### Task details
Transcribe, verbatim, every line from the start of the entries through the line that contains "outline: none;"; include both boundary lines and omit all others.

### Raw data

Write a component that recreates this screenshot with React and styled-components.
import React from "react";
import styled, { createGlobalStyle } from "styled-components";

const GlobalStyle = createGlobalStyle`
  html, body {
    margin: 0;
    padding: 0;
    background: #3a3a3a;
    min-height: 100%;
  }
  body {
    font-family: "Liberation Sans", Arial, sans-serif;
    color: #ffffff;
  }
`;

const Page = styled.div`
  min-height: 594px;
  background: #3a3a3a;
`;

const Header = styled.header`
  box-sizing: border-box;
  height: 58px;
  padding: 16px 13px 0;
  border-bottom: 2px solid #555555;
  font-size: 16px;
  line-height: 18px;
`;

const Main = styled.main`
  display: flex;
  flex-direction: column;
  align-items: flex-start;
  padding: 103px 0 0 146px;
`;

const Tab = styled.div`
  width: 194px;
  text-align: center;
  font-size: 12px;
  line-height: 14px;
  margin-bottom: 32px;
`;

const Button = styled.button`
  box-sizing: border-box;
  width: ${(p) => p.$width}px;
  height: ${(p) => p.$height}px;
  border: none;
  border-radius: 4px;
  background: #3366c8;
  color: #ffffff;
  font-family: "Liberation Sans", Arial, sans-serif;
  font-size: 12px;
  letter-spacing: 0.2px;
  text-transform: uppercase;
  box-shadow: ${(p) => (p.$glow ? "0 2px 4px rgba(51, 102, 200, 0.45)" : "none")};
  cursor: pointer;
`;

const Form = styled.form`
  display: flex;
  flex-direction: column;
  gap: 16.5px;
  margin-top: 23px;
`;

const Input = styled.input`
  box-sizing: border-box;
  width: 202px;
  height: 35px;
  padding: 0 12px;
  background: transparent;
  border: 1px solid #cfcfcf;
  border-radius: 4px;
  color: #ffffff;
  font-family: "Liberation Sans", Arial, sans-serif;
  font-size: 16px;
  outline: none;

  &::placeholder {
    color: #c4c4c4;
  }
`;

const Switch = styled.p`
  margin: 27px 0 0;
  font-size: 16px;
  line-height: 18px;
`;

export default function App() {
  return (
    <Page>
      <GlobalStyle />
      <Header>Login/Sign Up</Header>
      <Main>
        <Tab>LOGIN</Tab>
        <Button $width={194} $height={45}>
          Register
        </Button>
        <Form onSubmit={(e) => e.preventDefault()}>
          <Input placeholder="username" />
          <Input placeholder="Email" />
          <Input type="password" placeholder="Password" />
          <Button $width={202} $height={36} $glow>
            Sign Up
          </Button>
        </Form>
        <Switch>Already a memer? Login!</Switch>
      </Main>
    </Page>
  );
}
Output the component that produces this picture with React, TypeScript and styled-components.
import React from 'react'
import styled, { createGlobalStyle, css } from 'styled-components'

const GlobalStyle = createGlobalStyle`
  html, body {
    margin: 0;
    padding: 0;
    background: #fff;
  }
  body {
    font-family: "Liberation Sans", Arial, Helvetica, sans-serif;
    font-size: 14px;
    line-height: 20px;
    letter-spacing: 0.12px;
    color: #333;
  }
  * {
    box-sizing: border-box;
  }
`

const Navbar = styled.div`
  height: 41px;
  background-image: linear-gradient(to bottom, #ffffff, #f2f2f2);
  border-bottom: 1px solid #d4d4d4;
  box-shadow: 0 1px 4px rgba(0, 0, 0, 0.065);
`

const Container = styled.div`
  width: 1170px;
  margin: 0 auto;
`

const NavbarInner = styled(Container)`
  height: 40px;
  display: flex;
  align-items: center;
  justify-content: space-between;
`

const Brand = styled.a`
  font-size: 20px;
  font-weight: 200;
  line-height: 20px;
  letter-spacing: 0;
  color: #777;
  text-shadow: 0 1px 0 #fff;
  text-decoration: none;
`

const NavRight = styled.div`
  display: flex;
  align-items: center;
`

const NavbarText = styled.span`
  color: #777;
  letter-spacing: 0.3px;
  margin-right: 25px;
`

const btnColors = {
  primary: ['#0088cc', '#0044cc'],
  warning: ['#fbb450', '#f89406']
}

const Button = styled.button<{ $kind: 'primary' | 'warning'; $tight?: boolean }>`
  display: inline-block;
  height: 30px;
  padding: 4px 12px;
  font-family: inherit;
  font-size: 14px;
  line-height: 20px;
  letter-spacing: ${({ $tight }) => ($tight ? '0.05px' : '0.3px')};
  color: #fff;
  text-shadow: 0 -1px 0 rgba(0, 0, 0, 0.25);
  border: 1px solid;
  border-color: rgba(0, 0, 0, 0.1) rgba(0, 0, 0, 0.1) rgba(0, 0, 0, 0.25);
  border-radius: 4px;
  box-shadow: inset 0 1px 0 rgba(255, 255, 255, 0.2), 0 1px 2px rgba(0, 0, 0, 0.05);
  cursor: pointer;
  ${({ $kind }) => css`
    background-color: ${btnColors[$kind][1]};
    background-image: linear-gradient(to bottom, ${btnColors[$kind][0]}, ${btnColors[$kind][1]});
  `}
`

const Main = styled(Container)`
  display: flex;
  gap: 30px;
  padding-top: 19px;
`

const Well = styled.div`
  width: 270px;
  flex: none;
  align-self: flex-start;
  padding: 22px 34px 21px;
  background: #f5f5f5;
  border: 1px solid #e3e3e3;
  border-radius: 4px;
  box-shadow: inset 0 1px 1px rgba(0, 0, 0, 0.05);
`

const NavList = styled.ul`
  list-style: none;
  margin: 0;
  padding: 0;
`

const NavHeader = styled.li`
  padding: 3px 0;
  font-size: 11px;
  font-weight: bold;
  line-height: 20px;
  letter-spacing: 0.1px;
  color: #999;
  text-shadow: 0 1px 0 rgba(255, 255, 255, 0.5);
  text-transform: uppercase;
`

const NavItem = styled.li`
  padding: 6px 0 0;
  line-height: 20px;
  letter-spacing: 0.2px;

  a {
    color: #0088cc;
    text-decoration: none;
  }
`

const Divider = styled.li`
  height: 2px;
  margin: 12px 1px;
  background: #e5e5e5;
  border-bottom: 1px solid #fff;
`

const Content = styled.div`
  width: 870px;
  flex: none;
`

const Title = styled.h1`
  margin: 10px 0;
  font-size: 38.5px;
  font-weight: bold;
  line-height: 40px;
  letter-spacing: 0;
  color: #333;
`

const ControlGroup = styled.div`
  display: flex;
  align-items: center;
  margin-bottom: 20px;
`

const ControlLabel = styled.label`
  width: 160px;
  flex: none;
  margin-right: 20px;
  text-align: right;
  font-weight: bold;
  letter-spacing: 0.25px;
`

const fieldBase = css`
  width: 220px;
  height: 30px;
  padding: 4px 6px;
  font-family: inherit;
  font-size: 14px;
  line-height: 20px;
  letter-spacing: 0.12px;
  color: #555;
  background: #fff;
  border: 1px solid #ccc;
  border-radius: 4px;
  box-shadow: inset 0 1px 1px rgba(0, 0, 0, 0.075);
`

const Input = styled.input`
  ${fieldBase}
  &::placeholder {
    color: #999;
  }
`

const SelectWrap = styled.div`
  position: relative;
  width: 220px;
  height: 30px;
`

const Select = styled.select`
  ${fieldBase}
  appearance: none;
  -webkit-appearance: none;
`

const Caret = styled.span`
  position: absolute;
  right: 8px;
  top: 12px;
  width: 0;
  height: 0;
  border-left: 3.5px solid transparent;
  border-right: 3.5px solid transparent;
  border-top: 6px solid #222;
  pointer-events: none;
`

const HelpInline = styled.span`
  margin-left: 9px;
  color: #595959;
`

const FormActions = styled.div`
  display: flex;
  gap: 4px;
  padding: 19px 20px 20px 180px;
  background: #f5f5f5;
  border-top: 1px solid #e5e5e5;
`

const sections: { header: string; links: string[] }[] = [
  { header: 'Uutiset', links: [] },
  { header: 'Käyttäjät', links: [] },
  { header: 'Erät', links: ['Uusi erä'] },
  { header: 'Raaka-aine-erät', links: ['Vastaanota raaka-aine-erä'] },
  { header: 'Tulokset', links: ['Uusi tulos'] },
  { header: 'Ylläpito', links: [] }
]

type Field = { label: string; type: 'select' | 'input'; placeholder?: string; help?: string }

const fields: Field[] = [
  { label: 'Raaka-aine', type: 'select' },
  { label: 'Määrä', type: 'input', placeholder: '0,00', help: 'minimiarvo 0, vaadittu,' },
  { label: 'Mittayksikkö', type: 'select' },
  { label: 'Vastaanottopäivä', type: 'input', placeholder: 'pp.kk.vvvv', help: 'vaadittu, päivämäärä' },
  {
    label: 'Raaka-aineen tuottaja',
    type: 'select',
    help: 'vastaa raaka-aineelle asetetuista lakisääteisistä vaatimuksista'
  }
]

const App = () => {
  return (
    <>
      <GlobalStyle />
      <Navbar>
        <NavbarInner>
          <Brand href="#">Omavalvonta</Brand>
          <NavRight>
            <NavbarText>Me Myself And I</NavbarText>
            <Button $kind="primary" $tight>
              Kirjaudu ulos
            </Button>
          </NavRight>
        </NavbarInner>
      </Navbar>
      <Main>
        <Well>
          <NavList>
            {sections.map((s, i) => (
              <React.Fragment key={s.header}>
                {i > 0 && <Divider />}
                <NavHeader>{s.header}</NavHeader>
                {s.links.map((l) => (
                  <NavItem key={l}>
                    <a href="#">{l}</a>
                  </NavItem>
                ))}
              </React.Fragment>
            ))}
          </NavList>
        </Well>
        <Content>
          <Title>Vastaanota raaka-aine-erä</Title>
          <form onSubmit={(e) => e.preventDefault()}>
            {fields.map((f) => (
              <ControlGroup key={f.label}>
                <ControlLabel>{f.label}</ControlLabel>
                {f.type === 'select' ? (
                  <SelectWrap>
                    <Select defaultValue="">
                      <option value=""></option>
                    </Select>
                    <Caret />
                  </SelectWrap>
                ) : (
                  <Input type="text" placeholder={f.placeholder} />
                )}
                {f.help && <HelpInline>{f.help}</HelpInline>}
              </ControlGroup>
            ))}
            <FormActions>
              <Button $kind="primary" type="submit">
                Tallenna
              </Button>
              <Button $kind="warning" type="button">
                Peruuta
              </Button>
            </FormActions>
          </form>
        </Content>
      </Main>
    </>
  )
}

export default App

### Solved problem
Write a component that recreates this screenshot with React and styled-components.
import React from "react";
import styled, { createGlobalStyle } from "styled-components";

const GlobalStyle = createGlobalStyle`
  html, body {
    margin: 0;
    padding: 0;
    background: #3a3a3a;
    min-height: 100%;
  }
  body {
    font-family: "Liberation Sans", Arial, sans-serif;
    color: #ffffff;
  }
`;

const Page = styled.div`
  min-height: 594px;
  background: #3a3a3a;
`;

const Header = styled.header`
  box-sizing: border-box;
  height: 58px;
  padding: 16px 13px 0;
  border-bottom: 2px solid #555555;
  font-size: 16px;
  line-height: 18px;
`;

const Main = styled.main`
  display: flex;
  flex-direction: column;
  align-items: flex-start;
  padding: 103px 0 0 146px;
`;

const Tab = styled.div`
  width: 194px;
  text-align: center;
  font-size: 12px;
  line-height: 14px;
  margin-bottom: 32px;
`;

const Button = styled.button`
  box-sizing: border-box;
  width: ${(p) => p.$width}px;
  height: ${(p) => p.$height}px;
  border: none;
  border-radius: 4px;
  background: #3366c8;
  color: #ffffff;
  font-family: "Liberation Sans", Arial, sans-serif;
  font-size: 12px;
  letter-spacing: 0.2px;
  text-transform: uppercase;
  box-shadow: ${(p) => (p.$glow ? "0 2px 4px rgba(51, 102, 200, 0.45)" : "none")};
  cursor: pointer;
`;

const Form = styled.form`
  display: flex;
  flex-direction: column;
  gap: 16.5px;
  margin-top: 23px;
`;

const Input = styled.input`
  box-sizing: border-box;
  width: 202px;
  height: 35px;
  padding: 0 12px;
  background: transparent;
  border: 1px solid #cfcfcf;
  border-radius: 4px;
  color: #ffffff;
  font-family: "Liberation Sans", Arial, sans-serif;
  font-size: 16px;
  outline: none;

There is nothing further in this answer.